Many companies (including my employer Open Line Consultancy with Storage As A Service and Backup As A Service) already do business this way for years, it’s just that all of a sudden it has a popular name that everybody’s using since this year. But thinking about clouds with automated processes to fine tune and schedule every wish for storage, cpu or memory has really become popular. And with Cisco now acquiring Whiptail, this vendor will now be able to participate in this rising market space.

Cisco acquires Whiptail

So Cisco aquires Whiptail for $415 M (allthingsd.com). Why would they do that? Cisco’s good at all networking activities and since a few years UCS servers as well, but ok, storage? My opinion is that they just want to be able to supply the whole SDDC package. And I also think it’s more targeted at the smaller solutions, compared to the whole deal with EMC where the customer size is probably a bit larger; at least in number of Terabytes of storage, that is.

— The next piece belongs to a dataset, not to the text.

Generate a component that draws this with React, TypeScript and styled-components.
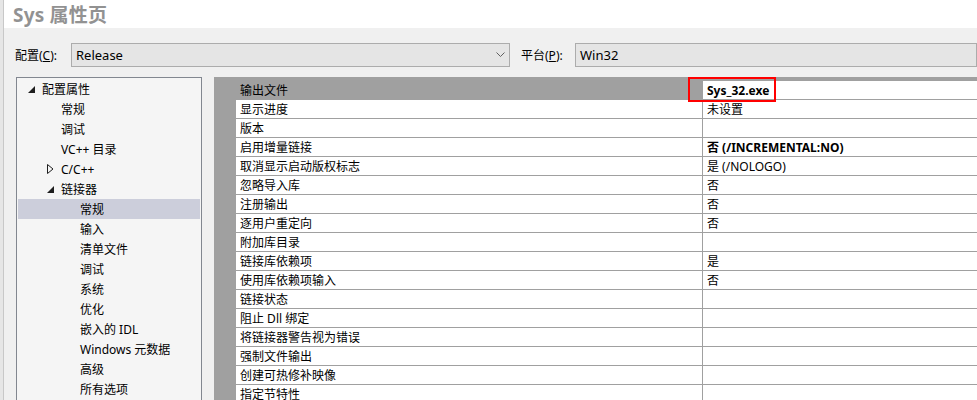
import React from 'react';
import styled, { createGlobalStyle } from 'styled-components';

const GlobalStyle = createGlobalStyle`
  html, body {
    margin: 0;
    padding: 0;
    background: #f0f0f0;
    overflow: hidden;
  }
  body {
    font-family: "Noto Sans", "Noto Sans CJK SC", sans-serif;
    font-size: 12px;
    color: #000;
  }
`;

const FONT = `"Noto Sans", "Noto Sans CJK SC", sans-serif`;

const Window = styled.div`
  width: 977px;
  height: 400px;
  display: flex;
  overflow: hidden;
  background: #f0f0f0;
`;

const EdgeStrip = styled.div`
  width: 3px;
  flex: none;
  background: #e6e6e6;
  border-right: 1px solid #c8c8c8;
`;

const Dialog = styled.div`
  flex: 1;
  display: flex;
  flex-direction: column;
  min-width: 0;
`;

const TitleBar = styled.div`
  height: 28px;
  background: #ffffff;
  display: flex;
  align-items: center;
  padding-left: 9px;
  font-family: "Noto Sans", "Noto Sans CJK SC", sans-serif;
  font-size: 19px;
  font-weight: 700;
  color: #929292;
  letter-spacing: 0.2px;
`;

const ConfigRow = styled.div`
  display: flex;
  align-items: center;
  height: 24px;
  margin-top: 15px;
  padding-left: 11px;
`;

const Label = styled.span<{ $width: number }>`
  width: ${p => p.$width}px;
  flex: none;
  font-size: 12px;
  font-family: ${FONT};

  u {
    text-decoration: underline;
  }
`;

const Combo = styled.div<{ $width?: number }>`
  height: 24px;
  box-sizing: border-box;
  ${p => (p.$width ? `width: ${p.$width}px; flex: none;` : 'flex: 1;')}
  background: #e5e5e5;
  border: 1px solid #acacac;
  display: flex;
  align-items: center;
  padding-left: 4px;
  font-size: 13px;
  font-family: ${FONT};
`;

const ComboText = styled.span`
  flex: 1;
`;

const Chevron = styled.span`
  width: 18px;
  display: flex;
  justify-content: center;
  color: #606060;
`;

const Gap = styled.span<{ $w: number }>`
  width: ${p => p.$w}px;
  flex: none;
`;

const Main = styled.div`
  display: flex;
  margin-top: 10px;
  padding-left: 12px;
  flex: 1;
  min-height: 0;
`;

const Tree = styled.div`
  width: 186px;
  flex: none;
  box-sizing: border-box;
  background: #f5f5f5;
  border: 1px solid #828790;
  border-bottom: none;
  padding: 1px;
  margin-right: 12px;
`;

const TreeItem = styled.div<{ $level: number; $selected?: boolean }>`
  height: 20px;
  display: flex;
  align-items: center;
  padding-left: ${p => 10 + p.$level * 19}px;
  background: ${p => (p.$selected ? '#cccedb' : 'transparent')};
  font-size: 12px;
  font-family: ${FONT};
  white-space: nowrap;
`;

const Toggle = styled.span`
  width: 11px;
  height: 20px;
  flex: none;
  display: flex;
  align-items: center;
  margin-right: 3px;
`;

const Grid = styled.div`
  flex: 1;
  background: #a0a0a0;
  padding-top: 3px;
  position: relative;
  min-width: 0;
`;

const Row = styled.div`
  height: 19px;
  display: grid;
  grid-template-columns: 22px 466px 1fr;
`;

const Gutter = styled.div`
  background: #a0a0a0;
`;

const NameCell = styled.div<{ $selected?: boolean }>`
  background: ${p => (p.$selected ? '#a0a0a0' : '#ffffff')};
  border-top: 1px solid ${p => (p.$selected ? 'transparent' : '#a0a0a0')};
  padding-left: 4px;
  display: flex;
  align-items: center;
  font-size: 12px;
  font-family: ${FONT};
  white-space: nowrap;
`;

const ValueCell = styled.div<{ $bold?: boolean }>`
  background: #ffffff;
  border-top: 1px solid #a0a0a0;
  border-left: 1px solid #a0a0a0;
  padding-left: 4px;
  display: flex;
  align-items: center;
  font-size: 12px;
  font-family: ${FONT};
  font-weight: ${p => (p.$bold ? 700 : 400)};
  white-space: nowrap;
`;

const Highlight = styled.div`
  position: absolute;
  left: 474px;
  top: 0;
  width: 88px;
  height: 25px;
  box-sizing: border-box;
  border: 2px solid #ff0000;
  pointer-events: none;
`;

const ExpandedArrow = () => (
  <svg width="7" height="7" viewBox="0 0 7 7">
    <polygon points="7,0 7,7 0,7" fill="#1e1e1e" />
  </svg>
);

const CollapsedArrow = () => (
  <svg width="7" height="10" viewBox="0 0 7 10">
    <polygon points="0.5,0.5 6,5 0.5,9.5" fill="none" stroke="#1e1e1e" strokeWidth="1" />
  </svg>
);

const ChevronDown = () => (
  <svg width="9" height="6" viewBox="0 0 9 6">
    <polyline points="0.5,0.5 4.5,4.5 8.5,0.5" fill="none" stroke="#606060" strokeWidth="1" />
  </svg>
);

type TreeNode = { label: string; level: number; toggle?: 'open' | 'closed'; selected?: boolean };

const treeNodes: TreeNode[] = [
  { label: '配置属性', level: 0, toggle: 'open' },
  { label: '常规', level: 1 },
  { label: '调试', level: 1 },
  { label: 'VC++ 目录', level: 1 },
  { label: 'C/C++', level: 1, toggle: 'closed' },
  { label: '链接器', level: 1, toggle: 'open' },
  { label: '常规', level: 2, selected: true },
  { label: '输入', level: 2 },
  { label: '清单文件', level: 2 },
  { label: '调试', level: 2 },
  { label: '系统', level: 2 },
  { label: '优化', level: 2 },
  { label: '嵌入的 IDL', level: 2 },
  { label: 'Windows 元数据', level: 2 },
  { label: '高级', level: 2 },
  { label: '所有选项', level: 2 },
];

type Prop = { name: string; value?: string; bold?: boolean };

const properties: Prop[] = [
  { name: '输出文件', value: 'Sys_32.exe', bold: true },
  { name: '显示进度', value: '未设置' },
  { name: '版本' },
  { name: '启用增量链接', value: '否 (/INCREMENTAL:NO)', bold: true },
  { name: '取消显示启动版权标志', value: '是 (/NOLOGO)' },
  { name: '忽略导入库', value: '否' },
  { name: '注册输出', value: '否' },
  { name: '逐用户重定向', value: '否' },
  { name: '附加库目录' },
  { name: '链接库依赖项', value: '是' },
  { name: '使用库依赖项输入', value: '否' },
  { name: '链接状态' },
  { name: '阻止 Dll 绑定' },
  { name: '将链接器警告视为错误' },
  { name: '强制文件输出' },
  { name: '创建可热修补映像' },
  { name: '指定节特性' },
];

export default function App() {
  return (
    <>
      <GlobalStyle />
      <Window>
        <EdgeStrip />
        <Dialog>
          <TitleBar>Sys 属性页</TitleBar>
          <ConfigRow>
            <Label $width={56}>
              配置(<u>C</u>):
            </Label>
            <Combo $width={439}>
              <ComboText>Release</ComboText>
              <Chevron>
                <ChevronDown />
              </Chevron>
            </Combo>
            <Gap $w={11} />
            <Label $width={54}>
              平台(<u>P</u>):
            </Label>
            <Combo>
              <ComboText>Win32</ComboText>
            </Combo>
          </ConfigRow>
          <Main>
            <Tree>
              {treeNodes.map((n, i) => (
                <TreeItem key={i} $level={n.level} $selected={n.selected}>
                  <Toggle>
                    {n.toggle === 'open' && <ExpandedArrow />}
                    {n.toggle === 'closed' && <CollapsedArrow />}
                  </Toggle>
                  {n.label}
                </TreeItem>
              ))}
            </Tree>
            <Grid>
              {properties.map((p, i) => (
                <Row key={i}>
                  <Gutter />
                  <NameCell $selected={i === 0}>{p.name}</NameCell>
                  <ValueCell $bold={p.bold}>{p.value ?? ''}</ValueCell>
                </Row>
              ))}
              <Highlight />
            </Grid>
          </Main>
        </Dialog>
      </Window>
    </>
  );
}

Cisco’s involvement with EMC and VMware (VSPEX and VCE) isn’t compromised (a lot) though, at least so EMC says. In my honest opinion (IMHO) the Whiptail solution will be used to provide local storage in blade enclosure technology. for the more scalable storage solutions, there’s still EMC to come to the rescue!

A shift in the market

Chad Sakac (EMC) certainly has his opinion ready. Read his article on virtualgeek.typepad.com to see how he thinks about it. It will certainly take some time for Cisco to sell this new product and it will most certainly mean a decrease in the share that EMC’s now taking in this market, but then again, I think that it will also attract the smaller customers that previously weren’t going to buy a Cisco centered solution, and now they just might decide to go for it.